Beyond the battleground of Western Australia, the broader electoral map presents additional complications for the Liberal Party. The community independents, who seized a swath of traditionally blue-ribbon Liberal Party seats in 2022, remain entrenched, with high-profile incumbents who continue to enjoy strong community support. These independents, characterised by their alignment with progressive social and environmental policies, have effectively neutralised the Liberal Party’s hold on affluent urban electorates. The Liberal Party’s path back to government would require not only recapturing these seats but also holding or gaining ground in regional and suburban battlegrounds – an almost insurmountable task under current circumstances.
Who wins between Albanese and Dutton?
Leadership will undeniably play a defining role throughout 2025, but the current state of leadership in Australia’s political landscape leaves much to be desired. Albanese, despite being the incumbent, finds himself in a precarious position. While he retains a slight edge as the preferred Prime Minister in opinion polls, his approval ratings have been dragged down to levels similar to those of Dutton. The fact that both leaders hold negative net approval ratings reflects a broader dissatisfaction within the electorate – not just with the leaders themselves but with the political system as a whole.

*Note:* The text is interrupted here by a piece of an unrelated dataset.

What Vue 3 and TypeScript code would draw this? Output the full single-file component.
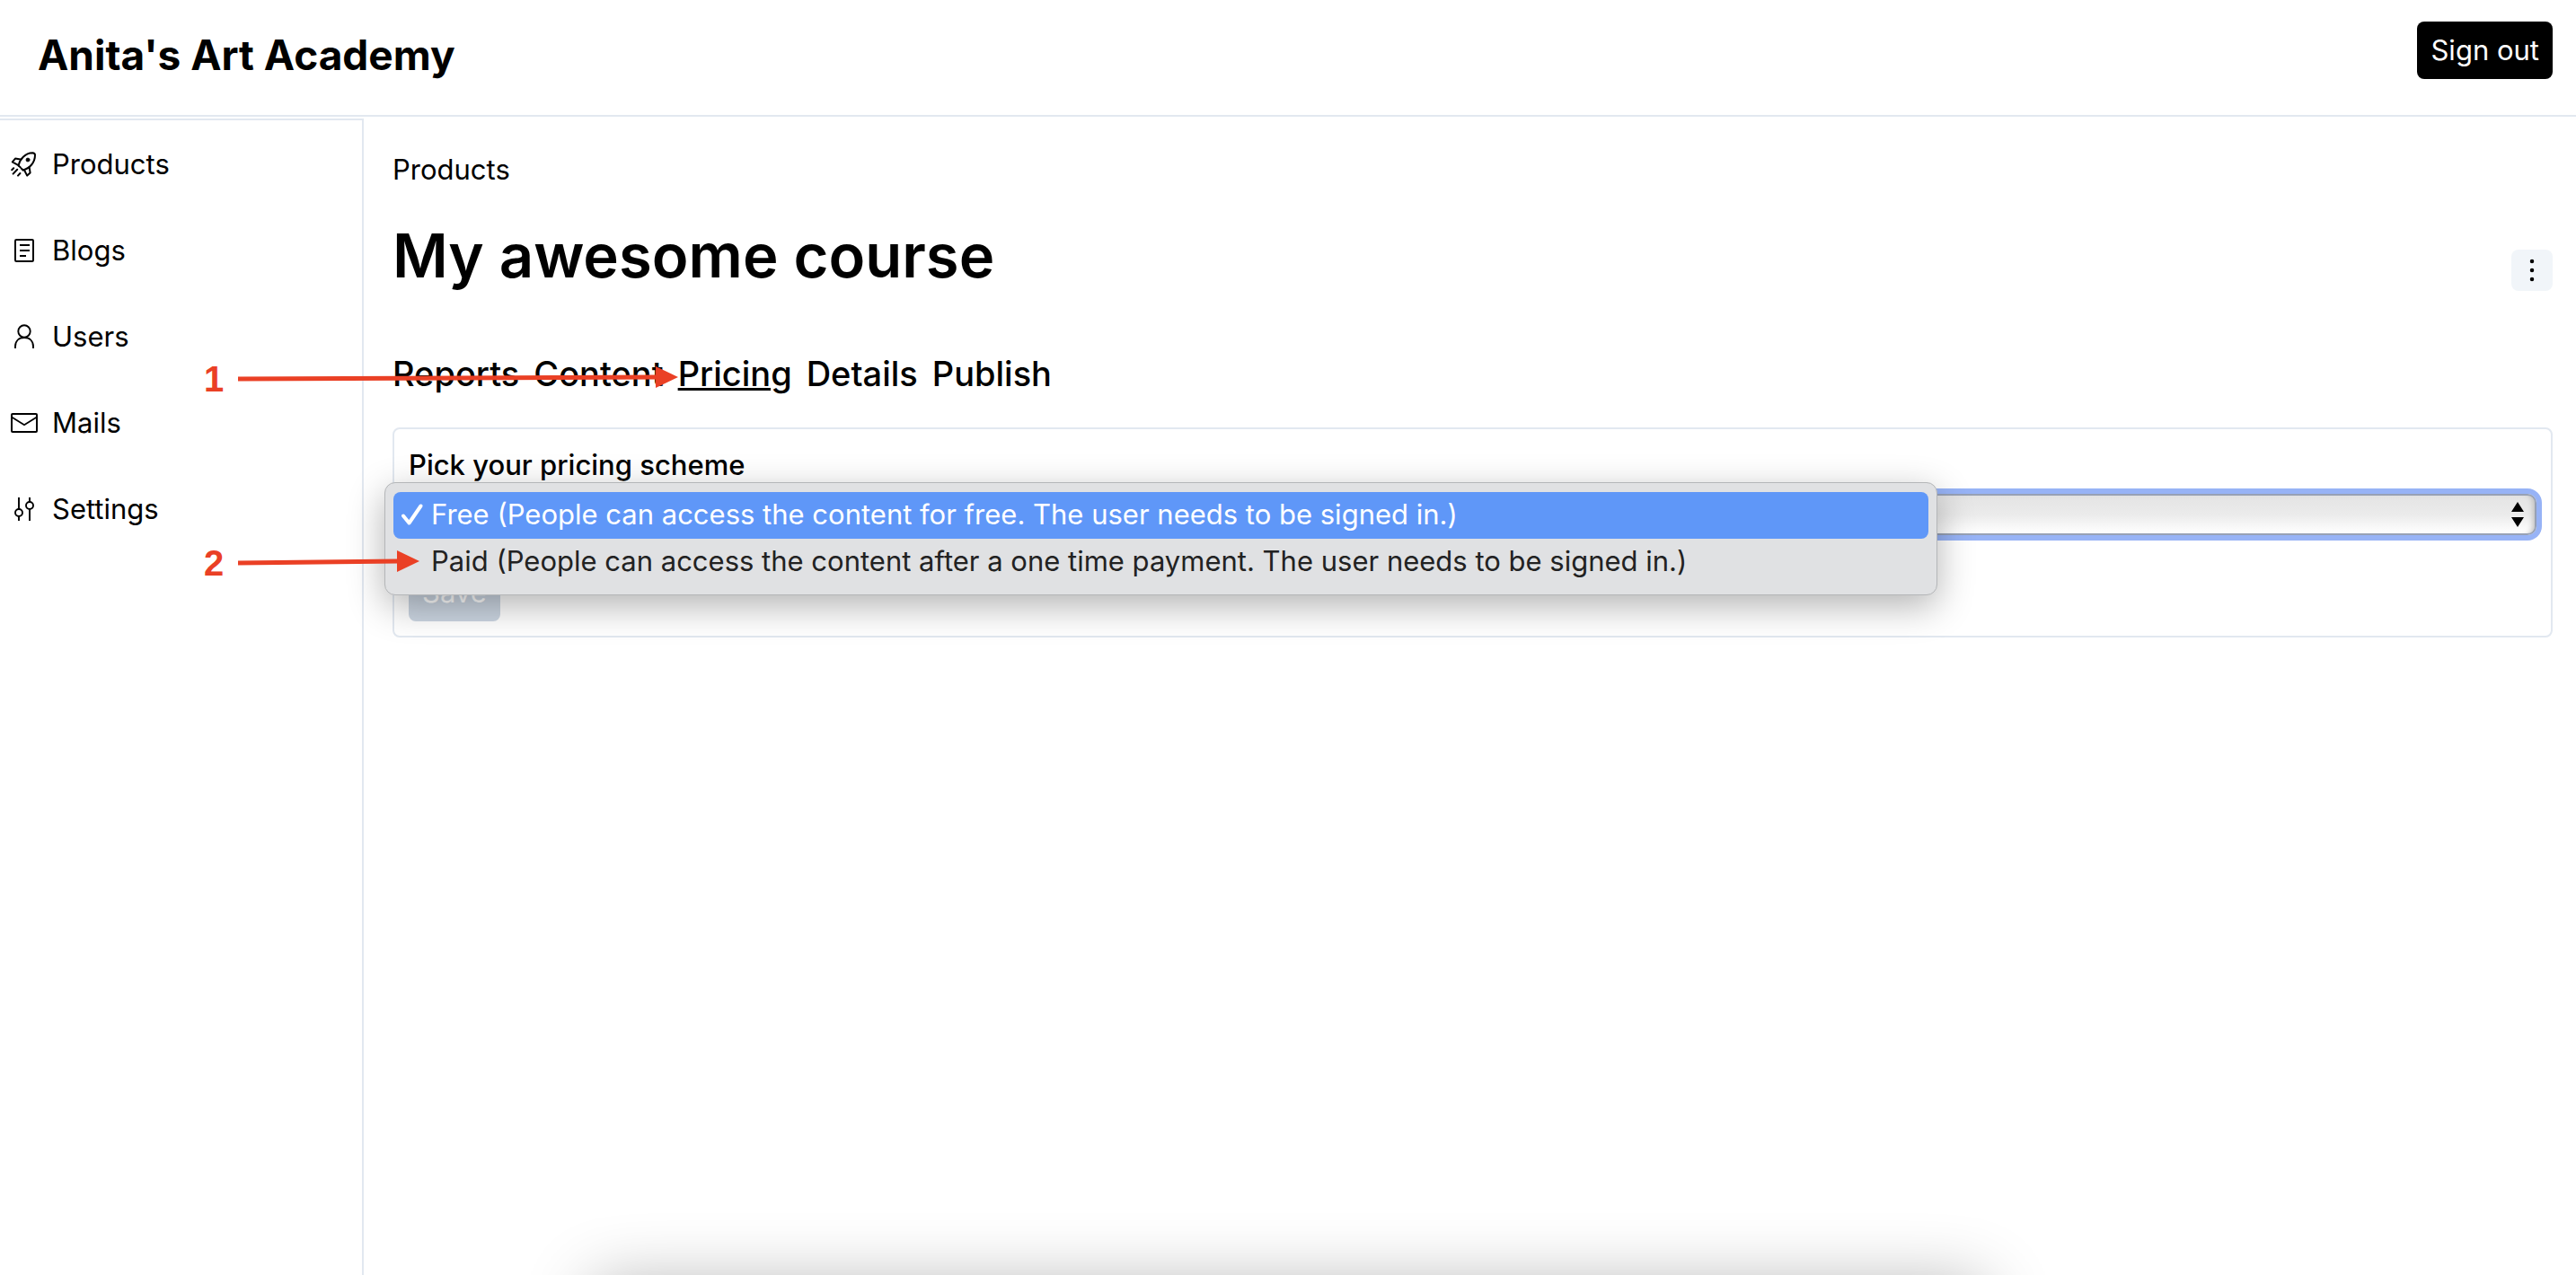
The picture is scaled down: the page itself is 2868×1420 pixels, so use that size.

The Albanese government, elected in 2022 with hopes of transformative change, has struggled to meet the lofty expectations placed upon it. Many anticipated a reformist agenda akin to those of the Whitlam or Hawke governments, but instead, the government has been characterised by self-imposed incrementalism and an inability to navigate the political battlefield effectively. Its performance in governance has been steady, even commendable in many areas, yet its political management has been lacklustre. For voters, the disconnect between policy achievements and the government’s ability to communicate them effectively has fostered a sense of disappointment.
Labor’s historical tension between idealism and pragmatism is central to its current predicament. The party has at times leaned heavily into idealism, as seen in its ambitious climate policies, while neglecting the political groundwork needed to secure public buy-in. In the 1980s and 1990s, figures like Bob Hawke and Paul Keating mastered the art of balancing these competing forces, crafting a style of leadership that prioritised results while maintaining public support. In contrast, the Albanese government appears to lack a cohesive political strategy, leaving it vulnerable to criticism and unable to shape the national narrative effectively.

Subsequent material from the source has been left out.